On My Soapbox: Black History from a child

This column represents the thoughts and opinions of Jason Hennington. This is NOT the opinion of the Taylor Press.

For this column, I had probably the most interesting interview I've ever conducted as a journalist. I interviewed my children Jasmine, 9, and Tiana, 5, about Black History Month. The answers I received were incredible and shows just how attentive these girls are.

"Black History is a month where you celebrate black people who changed the world," Jasmine told me.

When I asked her who she could tell me about, the first three names she said were Rosa Parks, Ruby Bridges and Martin Luther King – all in that order.

"[Ruby Bridges] was the first African American girl to go to an all-white school," Jasmine told me. "I learned about it in first, second and third grade, and my teacher posted an assignment in fourth grade and I read about her."

She continued to tell me about the 44th president, who was elected before she was born, Barack Obama. She knew his birthday, that he was the first African American president and his vice president.

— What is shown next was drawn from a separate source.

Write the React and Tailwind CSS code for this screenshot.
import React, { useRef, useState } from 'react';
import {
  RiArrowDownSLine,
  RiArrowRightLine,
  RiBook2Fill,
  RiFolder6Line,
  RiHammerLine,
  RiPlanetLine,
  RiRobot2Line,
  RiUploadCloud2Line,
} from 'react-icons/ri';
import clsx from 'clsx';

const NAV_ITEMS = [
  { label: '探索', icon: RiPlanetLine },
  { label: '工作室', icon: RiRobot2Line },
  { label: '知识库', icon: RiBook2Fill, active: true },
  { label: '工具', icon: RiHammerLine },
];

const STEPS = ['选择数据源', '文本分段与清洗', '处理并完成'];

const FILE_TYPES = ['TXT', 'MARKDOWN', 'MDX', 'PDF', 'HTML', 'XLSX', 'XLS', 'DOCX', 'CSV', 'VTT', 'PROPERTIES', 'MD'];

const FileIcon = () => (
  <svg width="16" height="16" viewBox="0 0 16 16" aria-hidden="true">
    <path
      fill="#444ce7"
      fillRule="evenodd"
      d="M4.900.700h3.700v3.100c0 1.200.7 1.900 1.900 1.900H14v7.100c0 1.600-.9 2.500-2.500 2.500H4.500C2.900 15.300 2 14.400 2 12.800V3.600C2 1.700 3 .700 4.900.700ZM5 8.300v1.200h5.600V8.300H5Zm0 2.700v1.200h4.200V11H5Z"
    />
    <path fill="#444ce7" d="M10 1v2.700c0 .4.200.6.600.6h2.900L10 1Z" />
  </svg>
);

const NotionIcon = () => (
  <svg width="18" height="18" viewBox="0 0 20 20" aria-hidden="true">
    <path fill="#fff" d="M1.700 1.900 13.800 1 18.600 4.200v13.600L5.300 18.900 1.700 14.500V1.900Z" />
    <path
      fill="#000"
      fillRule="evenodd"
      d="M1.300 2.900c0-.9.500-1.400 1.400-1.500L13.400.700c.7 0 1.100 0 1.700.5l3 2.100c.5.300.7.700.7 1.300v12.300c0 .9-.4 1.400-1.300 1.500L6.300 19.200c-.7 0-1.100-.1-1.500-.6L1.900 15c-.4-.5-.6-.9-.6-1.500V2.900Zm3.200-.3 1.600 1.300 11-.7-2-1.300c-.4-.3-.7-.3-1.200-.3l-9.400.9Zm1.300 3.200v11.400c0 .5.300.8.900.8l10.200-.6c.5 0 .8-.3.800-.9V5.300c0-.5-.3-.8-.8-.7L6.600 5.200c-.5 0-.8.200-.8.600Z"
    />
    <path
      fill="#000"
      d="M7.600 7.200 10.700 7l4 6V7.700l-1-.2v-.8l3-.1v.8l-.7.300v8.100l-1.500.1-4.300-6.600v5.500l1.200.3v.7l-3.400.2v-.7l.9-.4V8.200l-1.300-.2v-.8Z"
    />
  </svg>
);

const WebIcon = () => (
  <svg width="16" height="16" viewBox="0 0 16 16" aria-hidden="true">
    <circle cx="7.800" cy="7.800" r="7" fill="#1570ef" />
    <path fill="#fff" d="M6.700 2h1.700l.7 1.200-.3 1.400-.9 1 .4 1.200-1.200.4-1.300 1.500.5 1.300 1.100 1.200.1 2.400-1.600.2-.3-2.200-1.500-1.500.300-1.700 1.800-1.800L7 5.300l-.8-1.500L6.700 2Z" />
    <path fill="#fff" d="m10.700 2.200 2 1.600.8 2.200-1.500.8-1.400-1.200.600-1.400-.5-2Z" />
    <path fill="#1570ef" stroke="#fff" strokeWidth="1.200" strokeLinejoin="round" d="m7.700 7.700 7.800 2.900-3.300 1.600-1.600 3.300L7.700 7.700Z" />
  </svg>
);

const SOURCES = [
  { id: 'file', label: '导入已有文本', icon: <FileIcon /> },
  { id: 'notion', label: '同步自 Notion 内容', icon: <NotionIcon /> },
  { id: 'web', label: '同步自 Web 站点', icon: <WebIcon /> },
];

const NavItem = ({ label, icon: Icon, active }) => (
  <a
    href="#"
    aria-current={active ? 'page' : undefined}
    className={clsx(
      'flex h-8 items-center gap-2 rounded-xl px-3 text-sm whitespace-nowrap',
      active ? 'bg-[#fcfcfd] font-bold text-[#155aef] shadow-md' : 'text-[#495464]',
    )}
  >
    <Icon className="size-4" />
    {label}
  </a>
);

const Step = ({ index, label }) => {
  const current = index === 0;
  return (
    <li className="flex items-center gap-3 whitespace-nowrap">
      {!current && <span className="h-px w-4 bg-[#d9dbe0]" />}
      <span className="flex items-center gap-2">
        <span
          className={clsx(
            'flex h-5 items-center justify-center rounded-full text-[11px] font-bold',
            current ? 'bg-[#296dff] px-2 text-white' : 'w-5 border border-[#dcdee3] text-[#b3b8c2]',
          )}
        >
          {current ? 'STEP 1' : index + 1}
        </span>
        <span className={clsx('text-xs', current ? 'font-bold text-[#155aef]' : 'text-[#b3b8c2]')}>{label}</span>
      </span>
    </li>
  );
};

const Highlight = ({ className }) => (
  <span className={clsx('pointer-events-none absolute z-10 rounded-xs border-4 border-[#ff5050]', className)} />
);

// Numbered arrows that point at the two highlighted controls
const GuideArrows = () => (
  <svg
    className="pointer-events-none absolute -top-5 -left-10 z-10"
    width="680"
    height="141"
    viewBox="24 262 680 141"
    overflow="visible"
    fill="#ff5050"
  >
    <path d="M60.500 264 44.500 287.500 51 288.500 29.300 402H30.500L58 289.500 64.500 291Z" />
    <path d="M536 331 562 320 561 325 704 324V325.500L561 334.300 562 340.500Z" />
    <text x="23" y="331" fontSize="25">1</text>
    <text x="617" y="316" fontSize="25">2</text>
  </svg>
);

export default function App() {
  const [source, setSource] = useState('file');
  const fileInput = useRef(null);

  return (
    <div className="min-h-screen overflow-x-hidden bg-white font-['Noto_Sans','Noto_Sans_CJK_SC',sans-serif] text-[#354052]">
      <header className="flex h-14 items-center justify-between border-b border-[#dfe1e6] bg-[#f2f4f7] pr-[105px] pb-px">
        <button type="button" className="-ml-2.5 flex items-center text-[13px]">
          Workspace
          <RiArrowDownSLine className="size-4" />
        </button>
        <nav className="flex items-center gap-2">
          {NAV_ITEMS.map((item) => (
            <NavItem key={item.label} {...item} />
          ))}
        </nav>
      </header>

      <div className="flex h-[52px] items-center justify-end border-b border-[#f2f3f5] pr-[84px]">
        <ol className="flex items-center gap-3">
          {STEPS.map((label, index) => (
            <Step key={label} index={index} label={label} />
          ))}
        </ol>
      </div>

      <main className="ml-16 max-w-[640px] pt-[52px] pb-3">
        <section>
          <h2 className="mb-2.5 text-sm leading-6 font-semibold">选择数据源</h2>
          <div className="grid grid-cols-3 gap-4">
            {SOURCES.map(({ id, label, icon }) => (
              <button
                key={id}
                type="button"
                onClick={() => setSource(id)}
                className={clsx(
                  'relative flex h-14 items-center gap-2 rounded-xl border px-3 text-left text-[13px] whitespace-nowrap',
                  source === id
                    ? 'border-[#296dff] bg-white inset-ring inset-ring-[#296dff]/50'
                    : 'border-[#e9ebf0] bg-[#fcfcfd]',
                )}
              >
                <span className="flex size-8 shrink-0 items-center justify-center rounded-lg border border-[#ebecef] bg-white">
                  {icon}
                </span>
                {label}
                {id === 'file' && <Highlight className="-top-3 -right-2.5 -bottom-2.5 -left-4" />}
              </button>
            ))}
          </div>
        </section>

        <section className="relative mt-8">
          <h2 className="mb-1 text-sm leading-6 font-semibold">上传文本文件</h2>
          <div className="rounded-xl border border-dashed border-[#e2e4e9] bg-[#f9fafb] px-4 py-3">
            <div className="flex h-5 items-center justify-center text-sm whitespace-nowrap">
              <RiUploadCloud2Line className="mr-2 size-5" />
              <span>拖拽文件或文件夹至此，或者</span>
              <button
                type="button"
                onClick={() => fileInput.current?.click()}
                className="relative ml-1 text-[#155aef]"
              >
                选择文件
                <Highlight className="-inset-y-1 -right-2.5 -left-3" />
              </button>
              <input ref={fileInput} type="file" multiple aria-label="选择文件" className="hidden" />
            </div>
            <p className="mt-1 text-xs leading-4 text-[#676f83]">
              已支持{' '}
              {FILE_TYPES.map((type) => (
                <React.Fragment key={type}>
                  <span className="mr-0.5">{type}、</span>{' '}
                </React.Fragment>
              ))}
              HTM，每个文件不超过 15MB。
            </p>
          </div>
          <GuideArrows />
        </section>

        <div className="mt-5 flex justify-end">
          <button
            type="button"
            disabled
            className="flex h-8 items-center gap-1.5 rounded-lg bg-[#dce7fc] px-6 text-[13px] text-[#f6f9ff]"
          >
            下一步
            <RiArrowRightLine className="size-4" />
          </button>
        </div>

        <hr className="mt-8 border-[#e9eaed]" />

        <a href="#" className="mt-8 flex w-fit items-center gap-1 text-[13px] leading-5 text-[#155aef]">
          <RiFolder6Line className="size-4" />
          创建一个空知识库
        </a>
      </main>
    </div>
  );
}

She even quoted Maya Angelou.

"I know that people will forget what you said. People will forget what you did, but people will never forget how you made them feel."

It was great hearing her talk about these different people, but what surprised me was when I asked about people she didn't know, like Carter G. Woodson, Malcolm X and W.E.B. Du Bois. She wanted to know and learn more because these people are considered black history.

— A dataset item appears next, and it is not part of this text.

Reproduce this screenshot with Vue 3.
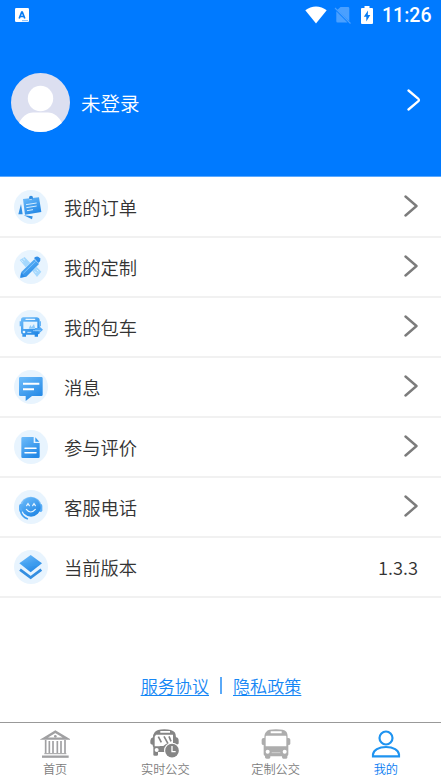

"It is important for us to learn black history, especially for me considering that I am black," Jasmine said. "It's important so that you remember the people who changed the world and learn from their success and mistakes."

I asked her if there are still people creating black history, and she named me and her mother because of the jobs we do.

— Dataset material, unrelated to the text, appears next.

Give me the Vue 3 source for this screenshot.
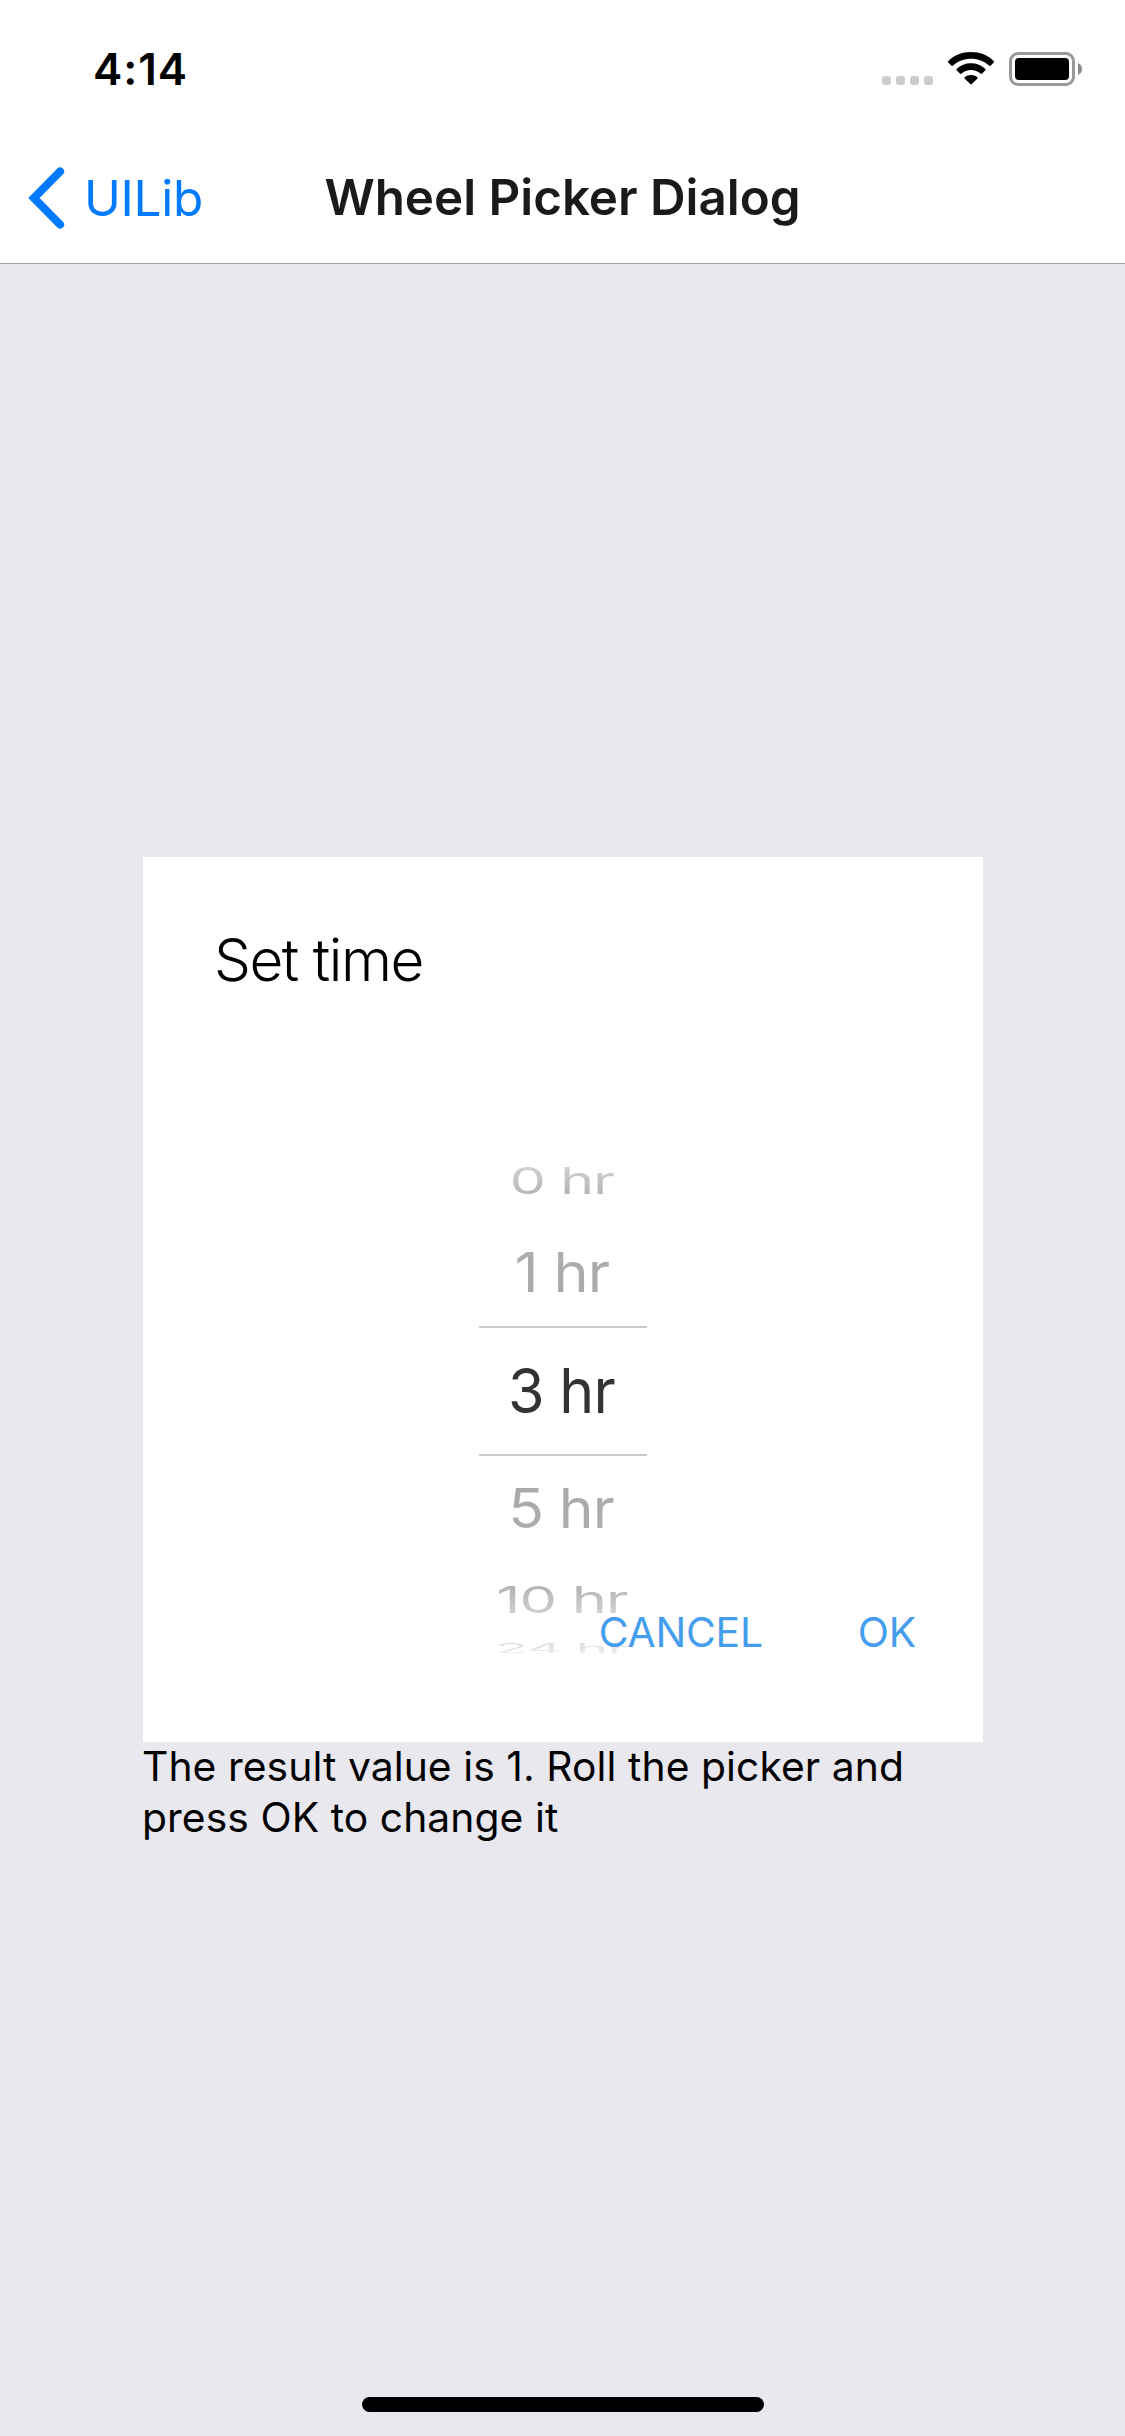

"He works in the newspaper and tells all kinds of crazy stories. He works at the newspaper tells the world what's happening," she said. "My mom because she is a nurse and works to help people, especially in a pandemic."

The conversation changed a bit when I interviewed Tiana, because she didn't know much about Black History Month, except that you celebrate people. She recognized the name Martin Luther King, but only knew he said “I have a dream” and was shot.

Then she told me about her friends Eva, Taylor and Peyton. Each of them had a "beautiful" trait that made them her friend. They all treat her nice and play with her.

What was interesting, Tiana never mentioned a skin tone or gender, just that they are her friends.

If all children carry this mindset into adulthood, maybe hate could become history.

I'm going to get off my soapbox now. Valentine's Day is Sunday, but it's just another day to me. I will go broke buying things for my wife and the girls though.

"I believe the children are our future. Teach them well and let them lead the way."